Vous dénoncez la mainmise idéologique du Syndicat de la Magistrature au sein de l’institution judiciaire. Mais quelles pistes proposez-vous pour réformer la justice en France ?

La politisation exacerbée, et même revendiquée, d’une partie de la magistrature pose un problème crucial à l’institution judiciaire qui a perdu tout soutien populaire. Cela est d’autant plus grave que les juges, qui étaient considérés comme la bouche de la loi dans la tradition française, sont devenus des législateurs, des faiseurs de loi, par le jeu de la jurisprudence. Et on en est arrivé à une justice qui méprise les textes de loi qu’elle est sensée appliquer !

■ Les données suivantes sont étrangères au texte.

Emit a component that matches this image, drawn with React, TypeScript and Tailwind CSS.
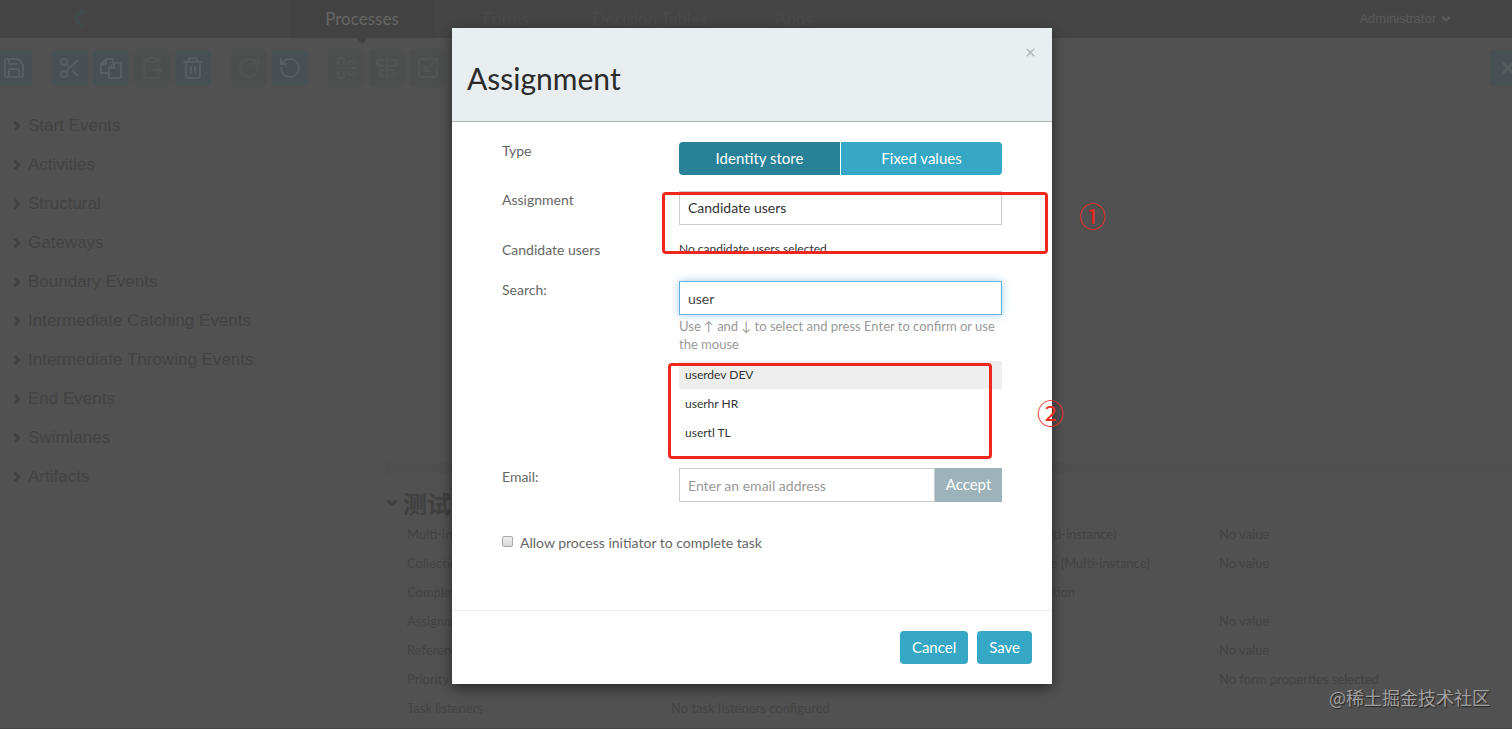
import { useState } from "react";
import type { ReactNode } from "react";
import {
  AlignCenterHorizontal,
  AlignCenterVertical,
  ChevronDown,
  ChevronRight,
  ClipboardPaste,
  RotateCcw,
  RotateCw,
  Save,
  Scaling,
  Scissors,
  Trash2,
  X,
} from "lucide-react";

function CopyIcon({ size }: { size: number }) {
  return (
    <svg width={size} height={size} viewBox="0 0 24 24" fill="none" stroke="currentColor" strokeWidth="2" strokeLinejoin="round">
      <path d="M9 17H2V8l5-5h7v4" />
      <path d="M7 3v5H2" />
      <path d="M10 12l5-5h7v15H10z" />
      <path d="M15 7v5h-5" />
    </svg>
  );
}

const toolGroups = [
  [{ label: "Save model", icon: Save, enabled: true }],
  [
    { label: "Cut", icon: Scissors, enabled: true },
    { label: "Copy", icon: CopyIcon, enabled: true },
    { label: "Paste", icon: ClipboardPaste, enabled: false },
    { label: "Delete", icon: Trash2, enabled: true },
  ],
  [
    { label: "Redo", icon: RotateCw, enabled: false },
    { label: "Undo", icon: RotateCcw, enabled: true },
  ],
  [
    { label: "Align vertical", icon: AlignCenterHorizontal, enabled: false },
    { label: "Align horizontal", icon: AlignCenterVertical, enabled: false },
    { label: "Same size", icon: Scaling, enabled: false },
  ],
];

const stencilGroups = [
  "Start Events",
  "Activities",
  "Structural",
  "Gateways",
  "Boundary Events",
  "Intermediate Catching Events",
  "Intermediate Throwing Events",
  "End Events",
  "Swimlanes",
  "Artifacts",
];

const properties = [
  ["Multi-instance type", "", "Cardinality (Multi-instance)", "No value"],
  ["Collection (Multi-instance)", "", "Element variable (Multi-instance)", "No value"],
  ["Completion condition", "", "Is for compensation", ""],
  ["Assignments", "", "", "No value"],
  ["Reference", "", "", "No value"],
  ["Priority", "", "", "No form properties selected"],
  ["Task listeners", "No task listeners configured", "", ""],
];

const users = ["userdev DEV", "userhr HR", "usertl TL"];

function Editor() {
  return (
    <div className="flex h-screen flex-col overflow-hidden border-b border-[#444444] bg-[#515151] font-['Liberation_Sans',sans-serif]">
      <header className="flex h-[38px] shrink-0 items-center bg-[#454545] pr-[60px]">
        <svg viewBox="0 0 20 20" className="ml-[70px] size-5 text-[#424b4e]" fill="none" stroke="currentColor" strokeWidth="3">
          <path d="M14 2 5 9l7 8" />
        </svg>
        <nav className="ml-[200px] flex h-full text-center font-['Lato',sans-serif] text-[17px] text-[#4a4a4a]">
          <a href="#processes" className="relative w-36 bg-[#424242] pt-1.5 text-[#666666]">
            Processes
            <span className="absolute top-full left-1/2 -translate-x-1/2 border-x-[6px] border-t-[6px] border-x-transparent border-t-[#424242]" />
          </a>
          <a href="#forms" className="w-36 pt-1.5">
            Forms
          </a>
          <a href="#decision-tables" className="w-36 pt-1.5">
            Decision Tables
          </a>
          <a href="#apps" className="w-36 pt-1.5">
            Apps
          </a>
        </nav>
        <button className="ml-auto flex items-center gap-1 text-[13px] text-[#5a5a5a]">
          Administrator <ChevronDown size={12} strokeWidth={5} />
        </button>
      </header>

      <div className="flex shrink-0 items-center pt-3">
        <div className="-ml-1 flex gap-5">
          {toolGroups.map((group, i) => (
            <div key={i} className="flex gap-[5px]">
              {group.map(({ label, icon: Icon, enabled }) => (
                <button
                  key={label}
                  aria-label={label}
                  className={
                    enabled
                      ? "grid size-9 place-items-center rounded-sm bg-[#475052] text-[#555e60]"
                      : "grid size-9 place-items-center rounded-sm bg-[#4d4f4f] text-[#525454]"
                  }
                >
                  <Icon size={24} />
                </button>
              ))}
            </div>
          ))}
        </div>
        <button aria-label="Close editor" className="-mr-3.5 ml-auto grid size-9 place-items-center rounded-sm bg-[#475052] text-[#555e60]">
          <X size={20} strokeWidth={3} />
        </button>
      </div>

      <div className="flex min-h-0 flex-1">
        <ul className="w-[375px] shrink-0 pt-5 pl-2.5">
          {stencilGroups.map((name) => (
            <li key={name} className="flex h-[39px] items-center gap-1 text-[17px] text-[#434343]">
              <ChevronRight size={14} strokeWidth={5} />
              {name}
            </li>
          ))}
        </ul>
        <section className="flex flex-1 flex-col justify-end">
          <div className="h-[266px] pl-2.5">
            <div className="h-3 bg-[#4f4f4f]" />
            <h2 className="flex h-[46px] items-center gap-1 pt-3 font-['Noto_Sans_CJK_SC',sans-serif] text-2xl font-bold text-[#404040]">
              <ChevronDown size={14} strokeWidth={5} />
              测试
            </h2>
            <table className="w-full table-fixed text-left font-['Lato',sans-serif] text-[13px] text-[#444444]">
              <tbody>
                {properties.map(([name, value, otherName, otherValue]) => (
                  <tr key={name} className="h-[29px]">
                    <th className="w-[286px] pl-[22px] font-normal">{name}</th>
                    <td className="w-[292px]">{value}</td>
                    <td className="w-[256px]">{otherName}</td>
                    <td>{otherValue}</td>
                  </tr>
                ))}
              </tbody>
            </table>
          </div>
        </section>
      </div>
    </div>
  );
}

function Row({ label, htmlFor, className, children }: { label: string; htmlFor?: string; className: string; children: ReactNode }) {
  return (
    <div className={`flex ${className}`}>
      <label htmlFor={htmlFor} className="w-[177px] shrink-0 leading-[18px] text-[#666666]">
        {label}
      </label>
      <div className="flex-1">{children}</div>
    </div>
  );
}

function AssignmentDialog() {
  const [search, setSearch] = useState("user");

  return (
    <div
      role="dialog"
      aria-labelledby="dialog-title"
      className="relative w-full max-w-[600px] bg-white font-['Lato',sans-serif] text-sm text-[#333333] shadow-[0_4px_12px_rgba(0,0,0,0.5)]"
    >
      <header className="flex h-[94px] items-start justify-between border-b border-[#aeb4b7] bg-[#e8edf0] px-[15px]">
        <h1 id="dialog-title" className="pt-8 text-3xl text-[#2b2b2b]">
          Assignment
        </h1>
        <button aria-label="Close" className="mt-[18px] text-[#b4b8ba]">
          <X size={13} strokeWidth={3} />
        </button>
      </header>

      <form className="px-[50px]">
        <Row label="Type" className="h-[69px] pt-5">
          <div className="flex gap-px text-[15px] text-white">
            <button type="button" className="h-[33px] flex-1 rounded-l-sm bg-[#298198]">
              Identity store
            </button>
            <button type="button" className="h-[33px] flex-1 rounded-r-sm bg-[#36a7c4]">
              Fixed values
            </button>
          </div>
        </Row>
        <Row label="Assignment" htmlFor="assignment" className="h-[50px]">
          <select id="assignment" className="h-[34px] w-full appearance-none border border-[#cccccc] bg-white px-2 outline-none">
            <option>Candidate users</option>
          </select>
        </Row>
        <Row label="Candidate users" className="h-10">
          <p className="text-xs">No candidate users selected...</p>
        </Row>
        <Row label="Search:" htmlFor="search" className="">
          <input
            id="search"
            value={search}
            onChange={(e) => setSearch(e.target.value)}
            className="h-[34px] w-full border border-[#66afe9] bg-white px-2 text-[#444444] shadow-[0_0_8px_rgba(102,175,233,0.6)] outline-none"
          />
          <p className="mt-0.5 text-[13px] leading-[18px] text-[#999999]">
            Use ↑ and ↓ to select and press Enter to confirm or use the mouse
          </p>
          <ul className="mt-2 h-[107px] text-xs">
            {users.map((user) => (
              <li key={user} className="mb-px h-7 px-1.5 leading-7 first:bg-[#eeeeee]">
                {user}
              </li>
            ))}
          </ul>
        </Row>
        <Row label="Email:" htmlFor="email" className="h-[66px]">
          <div className="flex">
            <input
              id="email"
              placeholder="Enter an email address"
              className="h-[34px] min-w-0 flex-1 border border-[#cccccc] px-2 outline-none placeholder:text-[#999999]"
            />
            <button type="button" className="h-[34px] w-[67px] bg-[#9bb3b9] text-[15px] text-white">
              Accept
            </button>
          </div>
        </Row>
        <label className="flex h-[76px] items-start gap-[7px] leading-[18px] text-[#666666]">
          <input
            type="checkbox"
            className="mt-0.5 size-[11px] appearance-none rounded-xs border border-[#a8a8a8] bg-linear-to-b from-[#eeeeee] to-[#d9d9d9]"
          />
          Allow process initiator to complete task
        </label>
      </form>

      <footer className="flex h-[74px] items-center justify-end gap-[9px] border-t border-[#eeeeee] px-5 text-[15px] text-white">
        <button className="h-[33px] rounded-sm bg-[#36a7c4] px-3">Cancel</button>
        <button className="h-[33px] rounded-sm bg-[#36a7c4] px-3">Save</button>
      </footer>

      {/* callouts */}
      <div className="pointer-events-none font-['Noto_Sans_CJK_SC',sans-serif] text-[27px] leading-8 text-[#f0281c]">
        <div className="absolute top-[164px] left-[210px] h-[62px] w-[386px] rounded border-[3px] border-[#f0281c]" />
        <span className="absolute top-[172px] left-[627px]">①</span>
        <div className="absolute top-[335px] left-[216px] h-[96px] w-[324px] rounded border-[3px] border-[#f0281c]" />
        <span className="absolute top-[369px] left-[585px]">②</span>
      </div>
    </div>
  );
}

export default function App() {
  return (
    <div className="relative">
      <Editor />
      <div className="absolute inset-0 flex items-start justify-center pt-7 pr-2">
        <AssignmentDialog />
      </div>
      <span className="absolute right-[22px] bottom-5 font-['Noto_Sans_CJK_SC',sans-serif] text-lg leading-6 text-[#a0a0a0] [text-shadow:1px_1px_1px_#222222]">
        @稀土掘金技术社区
      </span>
    </div>
  );
}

Pourquoi ? Parce qu’aucun contrôle réel ne pèse sur les juges pour limiter leur pouvoir et cela entraîne les dérapages et les abus que nous avons tous en tête et qui sont souvent couverts par la confraternité.

Pour améliorer le fonctionnement de la justice, il est donc indispensable qu’un contrôle réel puisse s’effectuer sur les juges et qu’on puisse sanctionner les abus de pouvoir et les prises illégales d’intérêt de cette institution qui a détourné la juste force de la loi pour son propre intérêt, qu’il soit privé ou idéologique. Ce contrôle indispensable à mettre en place peut être démocratique, à l’américaine. On peut aussi imaginer un tribunal populaire, ce qui aurait pour avantage de réaffirmer le caractère démocratique de l’institution judiciaire qui juge normalement « au nom du peuple français ».

Des commissions d’études parlementaires pourraient aussi se concevoir avec le souci de sortir des lobbies qui sont au pouvoir aujourd’hui et détruisent jusqu’à la liberté de penser.

Tout ce qui est humain est bien sûr imparfait mais la vigilance doit être le souci premier de toute réforme ayant pour but le rétablissement de la cohérence de la justice. Cette cohérence passe absolument par le respect du bien commun et par le rappel incessant que les droits ne peuvent exister sans les devoirs correspondants, ce qui a été complètement oublié aujourd’hui par le pouvoir judiciaire.